The first of five concrete pods in Freshwater Village Plaza has been the subject of artistic treatment by a well-known aboriginal artist, Leanne Tobin. See photos attached. The other four pods are also to be part of an ongoing public art project. These pods, that currently have a range of functions including as protection for a major storm water pipeline passing underneath, will be used to depict the various phases of the history of Freshwater. This will extend from the millennial occupation by our first peoples; the arrival of our early settlers in the 19th Century; our surfing and Anzac history, and a pod devoted to the future.

A project team with Sean Rout as Chair, and Stacey Berkman, Kent Bull, Tai Ropiha and Peter Harley as members, has been working for the last two years on this project.

On Saturday, September 30, a public launch of the Project coincided with the installation of a painted artwork which depicts Freshwater Creek moving to Saltwater.  This is very apt, given that Freshwater Creek snakes its way through our community and down to saltwater at the Beach.

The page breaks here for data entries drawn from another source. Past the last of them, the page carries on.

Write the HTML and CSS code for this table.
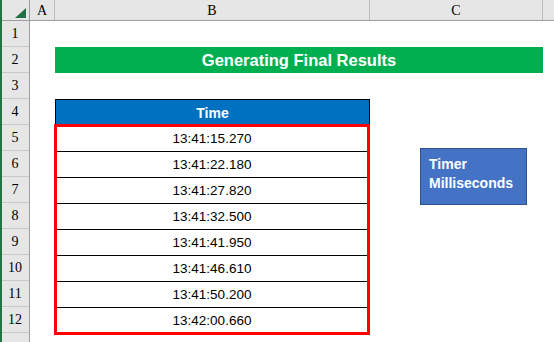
FILE: index.html
```html
<!DOCTYPE html>
<html>
<head>
<meta charset="utf-8">
<link rel="stylesheet" href="styles.css">
</head>
<body>
<div class="app">
  <div class="colhead">
    <div class="corner">
      <svg width="27" height="20" viewBox="0 0 27 20"><polygon points="24,8 24,18 13,18" fill="#217346"/></svg>
    </div>
    <div class="ch col-a">A</div>
    <div class="ch col-b">B</div>
    <div class="ch col-c">C</div>
    <div class="ch col-d"></div>
  </div>
  <div class="main">
    <div class="rowhead">
      <div class="rh">1</div><div class="rh">2</div><div class="rh">3</div><div class="rh">4</div>
      <div class="rh">5</div><div class="rh">6</div><div class="rh">7</div><div class="rh">8</div>
      <div class="rh">9</div><div class="rh">10</div><div class="rh">11</div><div class="rh">12</div>
      <div class="rh"></div>
    </div>
    <div class="sheet">
      <div class="spacer"></div>
      <div class="title">Generating Final Results</div>
      <div class="spacer"></div>
      <div class="tbl-head">Time</div>
      <div class="tbl-body">
        <div class="cell">13:41:15.270</div>
        <div class="cell">13:41:22.180</div>
        <div class="cell">13:41:27.820</div>
        <div class="cell">13:41:32.500</div>
        <div class="cell">13:41:41.950</div>
        <div class="cell">13:41:46.610</div>
        <div class="cell">13:41:50.200</div>
        <div class="cell">13:42:00.660</div>
      </div>
      <div class="shape">Timer<br>Milliseconds</div>
    </div>
  </div>
</div>
</body>
</html>
```
FILE: styles.css
```css
html, body {
  margin: 0;
  padding: 0;
  background: #ffffff;
}
.app {
  width: 554px;
  height: 342px;
  overflow: hidden;
  position: relative;
  display: flex;
  flex-direction: column;
  box-sizing: border-box;
  border-left: 2px solid #217346;
  font-family: "Liberation Sans", Arial, sans-serif;
}
.colhead {
  display: flex;
  height: 21px;
  background: #e6e6e6;
  border-bottom: 1px solid #9e9e9e;
  box-sizing: border-box;
  flex: none;
}
.corner {
  width: 28px;
  flex: none;
  box-sizing: border-box;
  border-right: 1px solid #9e9e9e;
  height: 20px;
}
.corner svg { display: block; }
.ch {
  flex: none;
  box-sizing: border-box;
  border-right: 1px solid #bcbcbc;
  height: 20px;
  line-height: 21px;
  text-align: center;
  font-family: "Liberation Serif", "Times New Roman", serif;
  font-size: 14px;
  color: #000;
}
.col-a { width: 25px; }
.col-b { width: 315px; }
.col-c { width: 173px; }
.col-d { flex: 1; border-right: none; }
.main {
  display: flex;
  flex: 1;
}
.rowhead {
  width: 28px;
  flex: none;
  background: #e6e6e6;
  box-sizing: border-box;
  border-right: 1px solid #9e9e9e;
}
.rh {
  height: 26px;
  box-sizing: border-box;
  border-bottom: 1px solid #c8c8c8;
  text-align: center;
  line-height: 26px;
  font-family: "Liberation Serif", "Times New Roman", serif;
  font-size: 14px;
  color: #000;
  padding-right: 1px;
}
.sheet {
  flex: 1;
  position: relative;
  background: #fff;
}
.spacer { height: 26px; }
.title {
  margin-left: 25px;
  width: 488px;
  height: 26px;
  background: #00b050;
  color: #fff;
  font-weight: bold;
  font-size: 16.5px;
  line-height: 27px;
  text-align: center;
}
.tbl-head {
  margin-left: 25px;
  width: 315px;
  height: 26px;
  box-sizing: border-box;
  background: #0070c0;
  border: 1px solid #000;
  border-bottom: none;
  color: #fff;
  font-weight: bold;
  font-size: 14px;
  line-height: 26px;
  text-align: center;
}
.tbl-body {
  margin-left: 24px;
  margin-top: -1px;
  width: 316px;
  box-sizing: border-box;
  border: 3px solid #ff0000;
}
.cell {
  height: 26px;
  box-sizing: border-box;
  border-bottom: 1px solid #000;
  text-align: center;
  font-size: 13.5px;
  line-height: 26px;
  color: #000;
}
.cell:first-child {
  height: 25px;
  line-height: 24px;
}
.cell:last-child {
  height: 24px;
  border-bottom: none;
  line-height: 25px;
}
.shape {
  position: absolute;
  left: 390px;
  top: 127px;
  width: 107px;
  height: 57px;
  box-sizing: border-box;
  background: #4472c4;
  border: 1px solid #2f528f;
  color: #fff;
  font-weight: bold;
  font-size: 14px;
  line-height: 19px;
  padding: 6px 0 0 8px;
}
```
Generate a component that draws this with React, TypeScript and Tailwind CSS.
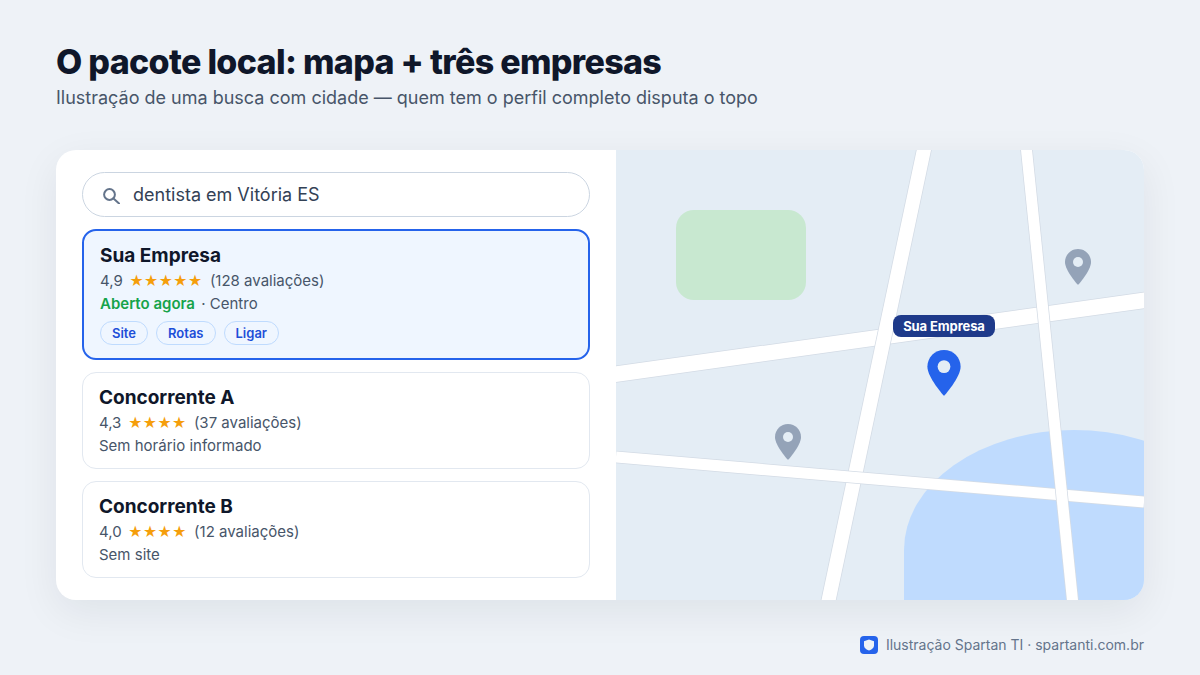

There is also a great deal of local evidence, including middens, to suggest that the Cammaraigal clan used both the environs of Freshwater Creek and Beach as regular sources of food, and cave overhangs for shelter.

This project has the support of Northern Beaches Council as part of its place-making strategy to make Villages and spaces on the Northern Beaches more vibrant.

Friends of Freshwater has been successful in gaining a grant from Council to assist with this project, but for its full realisation it will require further crowd-funding.